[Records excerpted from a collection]

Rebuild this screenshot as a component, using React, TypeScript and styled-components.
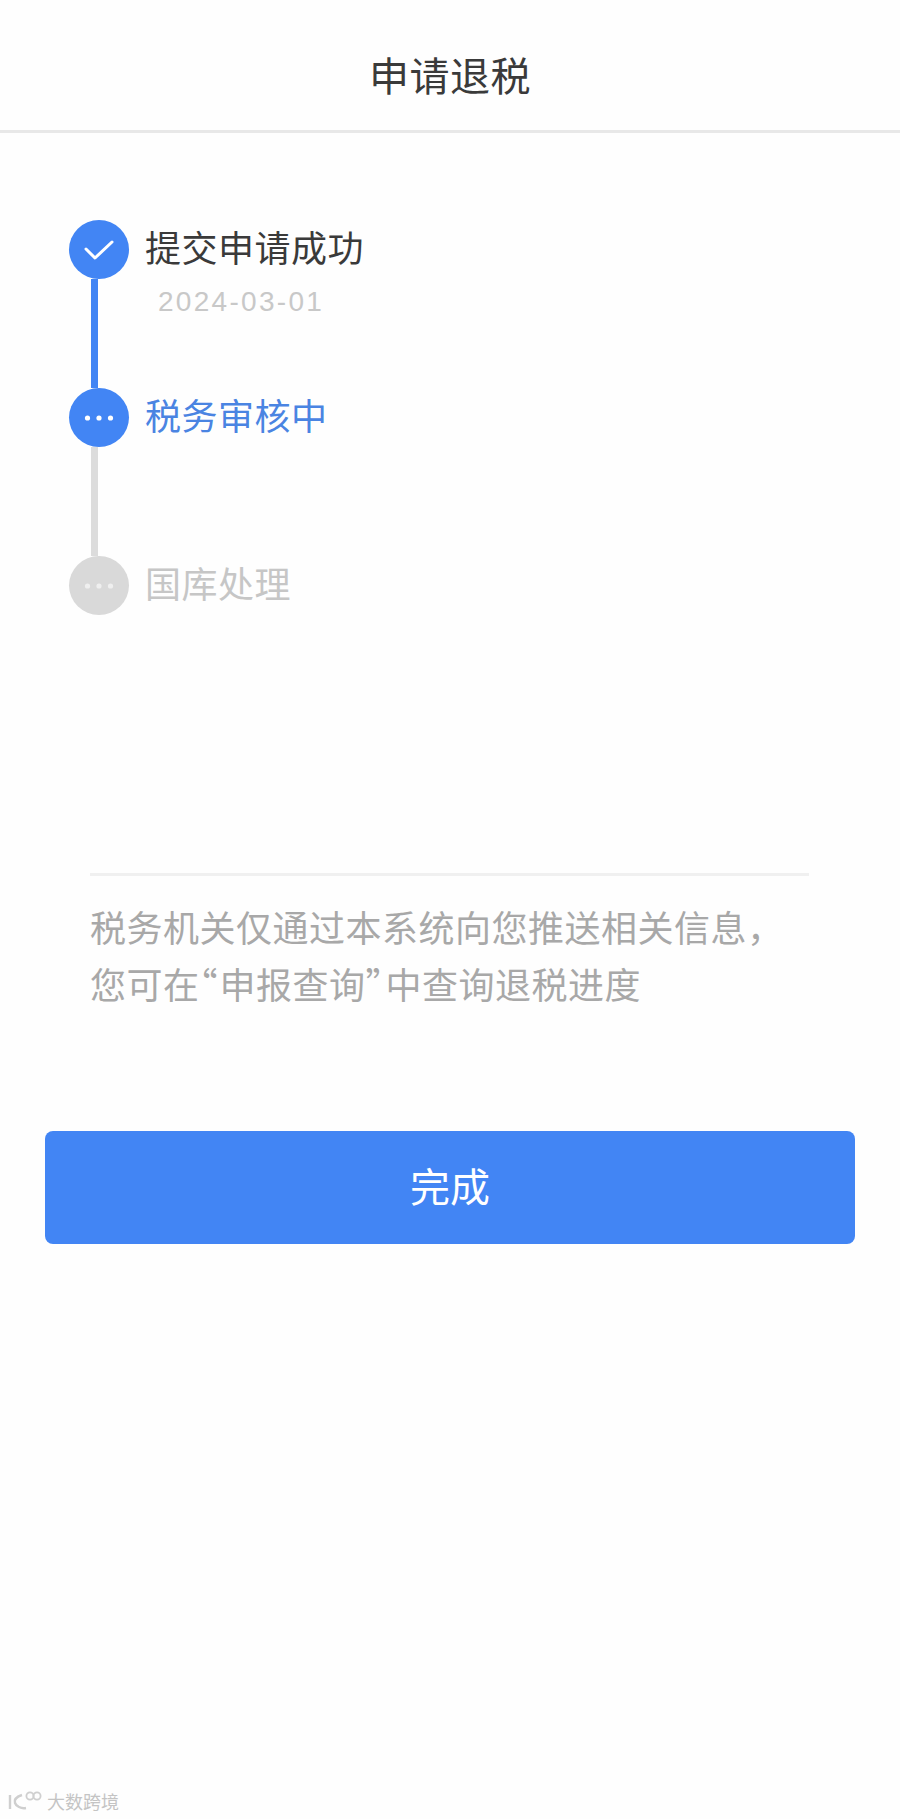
import styled, { createGlobalStyle } from 'styled-components';

const GlobalStyle = createGlobalStyle`
  html, body {
    margin: 0;
    padding: 0;
    background: #fefefe;
    font-family: "Noto Sans CJK SC", "Liberation Sans", sans-serif;
  }
  * {
    box-sizing: border-box;
  }
`;

const Page = styled.main`
  display: flex;
  flex-direction: column;
  width: 900px;
  height: 1819px;
  overflow: hidden;
`;

const Header = styled.header`
  display: flex;
  align-items: center;
  justify-content: center;
  height: 133px;
  padding-top: 18px;
  border-bottom: 3px solid #e8e8e8;
`;

const Title = styled.h1`
  margin: 0;
  font-size: 40px;
  font-weight: 400;
  line-height: 56px;
  letter-spacing: 0.5px;
  color: #3a3a3a;
`;

const Steps = styled.ol`
  display: flex;
  flex-direction: column;
  margin: 87px 0 0;
  padding: 0 0 0 69px;
  list-style: none;
`;

const Step = styled.li`
  display: flex;
  gap: 16px;
`;

const Rail = styled.div`
  display: flex;
  flex-direction: column;
  width: 60px;
`;

const Circle = styled.div<{ $done?: boolean }>`
  display: flex;
  align-items: center;
  justify-content: center;
  width: 60px;
  height: 59px;
  border-radius: 50%;
  background: ${(p) => (p.$done ? '#4285f4' : '#d9d9d9')};
`;

const Connector = styled.div<{ $done?: boolean }>`
  width: 7px;
  height: 109px;
  margin-left: 22px;
  background: ${(p) => (p.$done ? '#4285f4' : '#dcdcdc')};
`;

const StepBody = styled.div`
  display: flex;
  flex-direction: column;
  margin-top: -3px;
`;

const StepName = styled.div<{ $state: 'done' | 'active' | 'todo' }>`
  font-size: 36px;
  line-height: 58px;
  letter-spacing: 0.5px;
  color: ${(p) =>
    p.$state === 'done' ? '#3a3a3a' : p.$state === 'active' ? '#4a84e2' : '#c6c6c6'};
`;

const StepDate = styled.div`
  margin: 4px 0 0 13px;
  font-family: "Liberation Sans", sans-serif;
  font-size: 28px;
  line-height: 46px;
  letter-spacing: 2.3px;
  color: #c8c8c8;
`;

const Divider = styled.hr`
  width: 719px;
  height: 3px;
  margin: 258px 0 0 90px;
  border: 0;
  background: #f0f0f0;
`;

const Note = styled.p`
  margin: 22px 0 0 90px;
  font-size: 36px;
  line-height: 57px;
  letter-spacing: 0.5px;
  color: #a8a8a8;
`;

/* half-width forms of the quotes, the reference sets them narrow */
const Quote = styled.span`
  font-feature-settings: "halt";
  letter-spacing: 2px;
`;

const DoneButton = styled.button`
  display: block;
  width: 810px;
  height: 113px;
  margin: 119px 0 0 45px;
  padding: 0 0 6px;
  border: 0;
  border-radius: 8px;
  background: #4285f4;
  color: #fff;
  font-family: inherit;
  font-size: 40px;
`;

const Watermark = styled.footer`
  display: flex;
  align-items: center;
  gap: 5px;
  margin-top: auto;
  padding: 0 0 8px 7px;
`;

const WatermarkText = styled.span`
  font-size: 18px;
  line-height: 20px;
  color: #c4c4c4;
  text-shadow: 0 0 2px #fff, 0 0 2px #fff;
`;

const CheckIcon = () => (
  <svg width="30" height="22" viewBox="0 0 30 22" fill="none">
    <path d="M2 10l9 9L28 3" stroke="#fff" strokeWidth="3" strokeLinecap="round" strokeLinejoin="round" />
  </svg>
);

const DotsIcon = ({ color }: { color: string }) => (
  <svg width="30" height="8" viewBox="0 0 30 8" fill={color}>
    <circle cx="3.5" cy="4" r="2.6" />
    <circle cx="15" cy="4" r="2.6" />
    <circle cx="26.5" cy="4" r="2.6" />
  </svg>
);

const WatermarkLogo = () => (
  <svg width="35" height="20" viewBox="0 0 35 20" fill="none" stroke="#cfcfcf" strokeWidth="2.4">
    <path d="M3 4v14M15 4C9 6 7 9 8 12s6 6 11 5" />
    <circle cx="23" cy="5" r="3.6" strokeWidth="1.8" />
    <circle cx="30" cy="5" r="3.6" strokeWidth="1.8" />
  </svg>
);

export default function App() {
  return (
    <Page>
      <GlobalStyle />
      <Header>
        <Title>申请退税</Title>
      </Header>

      <Steps>
        <Step>
          <Rail>
            <Circle $done>
              <CheckIcon />
            </Circle>
            <Connector $done />
          </Rail>
          <StepBody>
            <StepName $state="done">提交申请成功</StepName>
            <StepDate>2024-03-01</StepDate>
          </StepBody>
        </Step>
        <Step>
          <Rail>
            <Circle $done>
              <DotsIcon color="#fff" />
            </Circle>
            <Connector />
          </Rail>
          <StepBody>
            <StepName $state="active">税务审核中</StepName>
          </StepBody>
        </Step>
        <Step>
          <Rail>
            <Circle>
              <DotsIcon color="#efefef" />
            </Circle>
          </Rail>
          <StepBody>
            <StepName $state="todo">国库处理</StepName>
          </StepBody>
        </Step>
      </Steps>

      <Divider />
      <Note>
        税务机关仅通过本系统向您推送相关信息，
        <br />
        您可在<Quote>“</Quote>申报查询<Quote>”</Quote>中查询退税进度
      </Note>
      <DoneButton>完成</DoneButton>

      <Watermark>
        <WatermarkLogo />
        <WatermarkText>大数跨境</WatermarkText>
      </Watermark>
    </Page>
  );
}
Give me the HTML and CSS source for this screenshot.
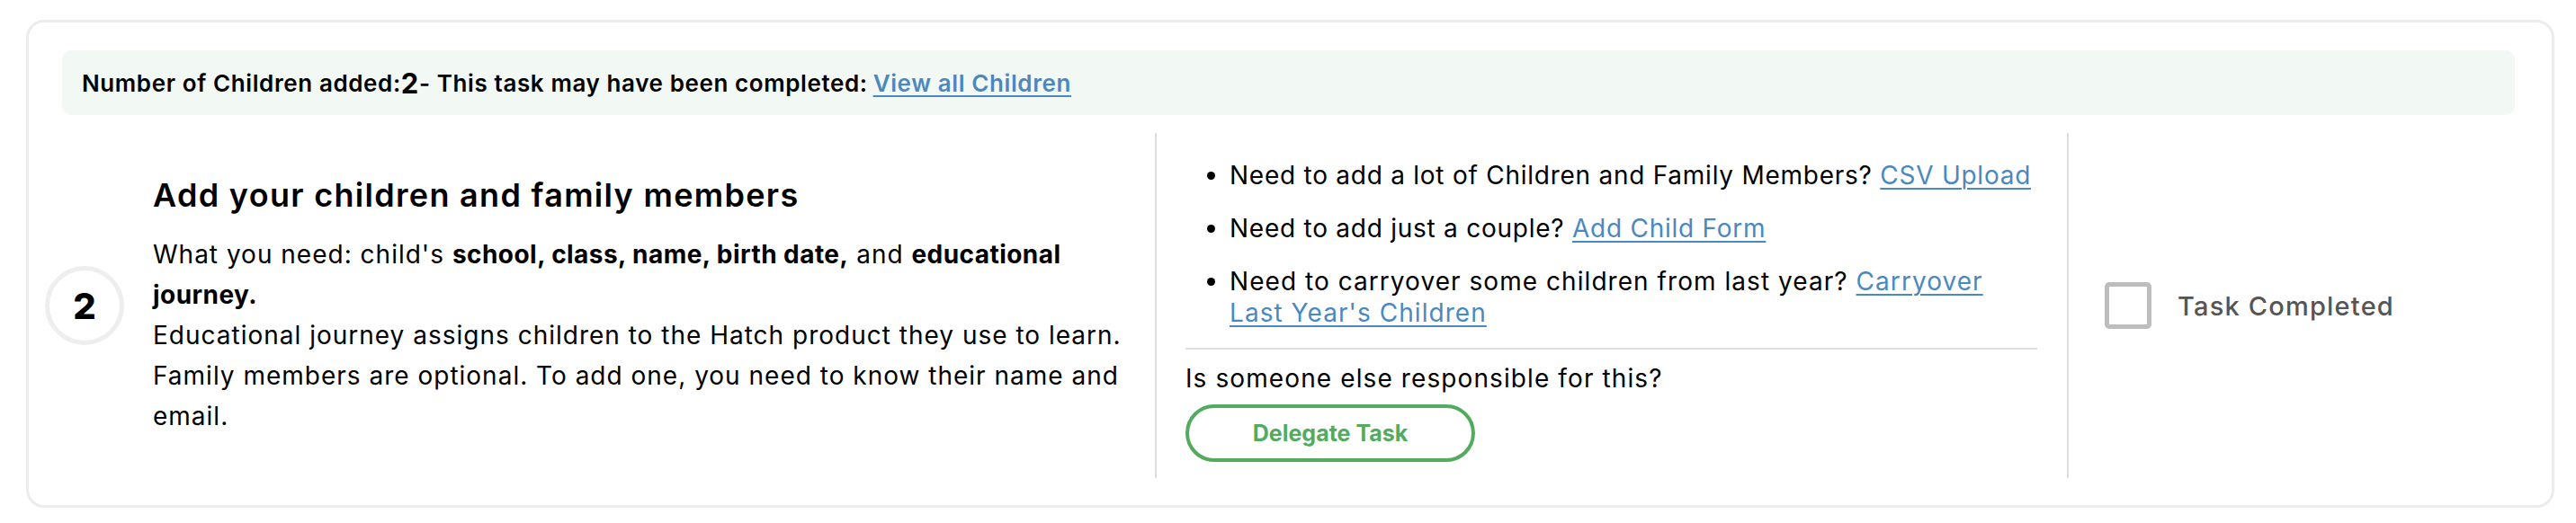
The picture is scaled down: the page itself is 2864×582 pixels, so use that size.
FILE: index.html
```html
<!DOCTYPE html>
<html lang="en">
<head>
<meta charset="utf-8">
<title>Task</title>
<link rel="stylesheet" href="styles.css">
</head>
<body>
<div class="card">
  <div class="banner">Number of Children added:<span class="count">2</span>- This task may have been completed: <a href="#" class="link">View all Children</a></div>
  <div class="row">
    <div class="col col-info">
      <div class="step">2</div>
      <div class="info">
        <h2 class="title">Add your children and family members</h2>
        <p class="desc">What you need: child's <b>school, class, name, birth date,</b> and <b>educational</b> <b>journey.</b><br>Educational journey assigns children to the Hatch product they use to learn. Family members are optional. To add one, you need to know their name and email.</p>
      </div>
    </div>
    <div class="col col-actions">
      <ul class="options">
        <li>Need to add a lot of Children and Family Members? <a href="#" class="link">CSV Upload</a></li>
        <li>Need to add just a couple? <a href="#" class="link">Add Child Form</a></li>
        <li class="carry">Need to carryover some children from last year? <a href="#" class="link">Carryover</a> <a href="#" class="link nowrap">Last Year's Children</a></li>
      </ul>
      <div class="divider"></div>
      <p class="question">Is someone else responsible for this?</p>
      <button class="delegate">Delegate Task</button>
    </div>
    <div class="col col-done">
      <span class="checkbox"></span>
      <span class="done-label">Task Completed</span>
    </div>
  </div>
</div>
</body>
</html>
```
FILE: styles.css
```css
html, body {
  margin: 0;
  padding: 0;
  background: #ffffff;
}
body {
  font-family: Inter, "Liberation Sans", sans-serif;
  color: #000;
}
.card {
  margin: 22px 24px 0 29px;
  border: 3px solid #ececec;
  border-radius: 20px;
  box-sizing: border-box;
  height: 543px;
  display: flex;
  flex-direction: column;
}
.banner {
  margin: 31px 41px 20px 37px;
  height: 72px;
  background: #f2f8f4;
  border-radius: 10px;
  display: flex;
  align-items: center;
  padding-left: 22px;
  font-size: 26px;
  font-weight: 600;
  letter-spacing: 0.6px;
  white-space: nowrap;
}
.count {
  font-size: 31px;
  font-weight: 700;
}
.link {
  color: #4a89c0;
  text-decoration: underline;
  text-decoration-thickness: 2px;
  text-underline-offset: 4px;
  margin-left: 6px;
}
.options .link { margin-left: 0; }
.nowrap { white-space: nowrap; }
.row {
  display: flex;
  margin: 0 41px 30px 18px;
  height: 384px;
}
.col-info {
  width: 1236px;
  border-right: 2px solid #dedede;
  display: flex;
  align-items: center;
  box-sizing: border-box;
}
.step {
  width: 88px;
  height: 88px;
  flex: 0 0 88px;
  border: 5px solid #eeeeee;
  border-radius: 50%;
  box-sizing: border-box;
  display: flex;
  align-items: center;
  justify-content: center;
  font-size: 40px;
  font-weight: 800;
}
.info {
  margin-left: 32px;
  padding-right: 26px;
}
.title {
  margin: 0 0 22px;
  font-size: 36px;
  font-weight: 600;
  letter-spacing: 1.3px;
  line-height: 44px;
}
.desc {
  margin: 0;
  font-size: 28px;
  line-height: 45px;
  letter-spacing: 1px;
}
.desc b { font-weight: 700; letter-spacing: 0.45px; }
.col-actions {
  width: 1014px;
  border-right: 2px solid #dedede;
  box-sizing: border-box;
  padding: 30px 33px 0 32px;
}
.options {
  margin: 0;
  padding-left: 49px;
  font-size: 28px;
  line-height: 35px;
  letter-spacing: 0.75px;
}
.options li + li { margin-top: 24px; }
.options .carry { letter-spacing: 1.05px; }
.divider {
  height: 2px;
  background: #dedede;
  margin-top: 21px;
}
.question {
  margin: 15px 0 0;
  font-size: 28px;
  line-height: 35px;
  letter-spacing: 1.1px;
}
.delegate {
  margin-top: 11px;
  width: 322px;
  height: 64px;
  border: 4px solid #52ab5e;
  border-radius: 32px;
  background: #fff;
  color: #52ab5e;
  font-family: inherit;
  font-size: 25px;
  font-weight: 700;
  cursor: pointer;
}
.col-done {
  flex: 1;
  display: flex;
  align-items: center;
  padding-left: 40px;
}
.checkbox {
  width: 52px;
  height: 52px;
  border: 5px solid #bdbdbd;
  border-radius: 5px;
  box-sizing: border-box;
  flex: 0 0 52px;
}
.done-label {
  margin-left: 29px;
  font-size: 29px;
  font-weight: 500;
  letter-spacing: 1.2px;
  color: #555555;
}
```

» Do this
Reply with the number of lines in the material above that contain "components", and nothing more.

» Task answer
2